2.1 Mobile robot control
Recent research has sought to use deep RL to address a range of continuous motor control issues, such as motion planning, object detection, and collision avoidance for industrial robots directly from sensory input (Mnih et al., 2016). However, these methods are computationally expensive and heavily time-consuming (Meyes et al., 2017). Tools for robot manipulations are usually built in-house and are often computation-intensive. The low-level mapping of sensors to actuators must be frequently iterated to reach calibration. It can be challenging for a programmer to convert their understanding of how to perform a task into a language that the robot can comprehend (Smart and Kaelbling, 2002). In the case of a mobile robot, the challenging parts are the navigation of the robot platform towards a goal avoiding obstacles and performing the desired operations without any collision or singularities. Presented research that utilized Q-learning and PID for mobile robot trajectory generation was effective in simple cases, but performed poorly in more complicated scenarios. (Wang et al., 2020).
2.1.1 Path-finding and navigation
Creating a series of motion orders to transport a robot from its present start point to a specified target location in a predetermined environment is the classical mobile robot navigation problem (Xiao et al., 2022). One of the oldest methods used to find the shortest path in a known environment is by using Dijkstra’s algorithm. This is a type of tree search algorithm, which creates nodes in a 2D environment and uses the weights of the edges to calculate and minimize the distance between the source node and all other nodes Dijkstra (1959). Another efficient method is the A* algorithm, which is an extension of Dijkstra’s algorithm using heuristics preventing searching of unnecessary nodes from searching (Goyal et al., 2014). This is accomplished by weighting the cost values of each node’s distance from the target endpoint by its euclidean distance. Therefore, only routes that are typically taking the right course will be assessed.

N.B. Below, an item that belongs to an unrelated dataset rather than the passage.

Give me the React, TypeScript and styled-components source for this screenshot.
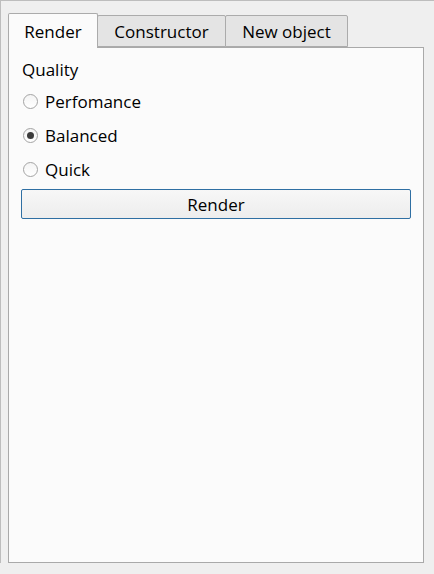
import React, { useState } from "react";
import styled, { createGlobalStyle } from "styled-components";

const Global = createGlobalStyle`
  html, body { margin: 0; padding: 0; background: #efefef; }
  body { font-family: "Open Sans", "Noto Sans", sans-serif; color: #000; }
`;

const Window = styled.div`
  box-sizing: border-box;
  width: 434px;
  height: 563px;
  border-top: 1px solid #bdbdbd;
  border-left: 1px solid #bdbdbd;
  padding: 11px 0 0 7px;
  display: flex;
  flex-direction: column;
`;

const TabBar = styled.div`
  display: flex;
  align-items: flex-end;
  height: 35px;
  position: relative;
  z-index: 1;
`;

const Tab = styled.div<{ $active?: boolean; $w: number }>`
  box-sizing: border-box;
  width: ${(p) => p.$w}px;
  height: ${(p) => (p.$active ? 35 : 32)}px;
  margin-bottom: ${(p) => (p.$active ? -1 : 0)}px;
  margin-left: ${(p) => (p.$active ? 0 : -1)}px;
  border: 1px solid #ababab;
  border-bottom: ${(p) => (p.$active ? "none" : "1px solid #ababab")};
  border-radius: 2px 2px 0 0;
  background: ${(p) => (p.$active ? "#fbfbfb" : "#e4e4e4")};
  display: flex;
  align-items: center;
  justify-content: center;
  padding-top: ${(p) => (p.$active ? 1 : 0)}px;
  font-size: 17px;
  color: #000;
  &:first-child { margin-left: 0; }
`;

const Pane = styled.div`
  box-sizing: border-box;
  width: 416px;
  height: 516px;
  background: #fbfbfb;
  border: 1px solid #a9a9a9;
  box-shadow: 0 1px 0 #c4c4c4;
  padding: 10px 12px 0 13px;
  display: flex;
  flex-direction: column;
`;

const Heading = styled.div`
  font-size: 17px;
  line-height: 23px;
  margin-bottom: 3px;
`;

const RadioRow = styled.label`
  display: flex;
  align-items: center;
  height: 34px;
  font-size: 17px;
  cursor: default;
`;

const RadioCircle = styled.span<{ $checked?: boolean }>`
  box-sizing: border-box;
  width: 15px;
  height: 15px;
  margin-left: 1px;
  margin-right: 7px;
  border-radius: 50%;
  border: 1px solid #a4a4a4;
  background: linear-gradient(#f4f4f4, #ffffff);
  display: flex;
  align-items: center;
  justify-content: center;
  &::after {
    content: "";
    display: ${(p) => (p.$checked ? "block" : "none")};
    width: 7px;
    height: 7px;
    border-radius: 50%;
    background: #3c3c3c;
  }
`;

const Button = styled.button`
  box-sizing: border-box;
  margin-top: 3px;
  width: 390px;
  height: 30px;
  border: 1px solid #2f6fa3;
  border-radius: 2px;
  background: linear-gradient(#f7f7f7, #ededed);
  font-family: "Open Sans", "Noto Sans", sans-serif;
  font-size: 17px;
  color: #000;
  margin-left: -1px;
  padding: 0;
`;

const options = ["Perfomance", "Balanced", "Quick"];

export default function App() {
  const [sel, setSel] = useState("Balanced");
  return (
    <>
      <Global />
      <Window>
        <TabBar>
          <Tab $active $w={90}>Render</Tab>
          <Tab $w={129}>Constructor</Tab>
          <Tab $w={123}>New object</Tab>
        </TabBar>
        <Pane>
          <Heading>Quality</Heading>
          {options.map((o) => (
            <RadioRow key={o} onClick={() => setSel(o)}>
              <RadioCircle $checked={sel === o} />
              {o}
            </RadioRow>
          ))}
          <Button>Render</Button>
        </Pane>
      </Window>
    </>
  );
}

Apart from these two methods, there are other methods using probabilistic methods like the rapidly-exploring random tree technique or by discretization of working space into small grids and using occupancy grid maps. However, the A* and D* algorithms failed to predict/plan a path in a dynamic environment, but the AD* algorithm was proposed which can work perfectly in both static and dynamic environments (Ng et al., 2020).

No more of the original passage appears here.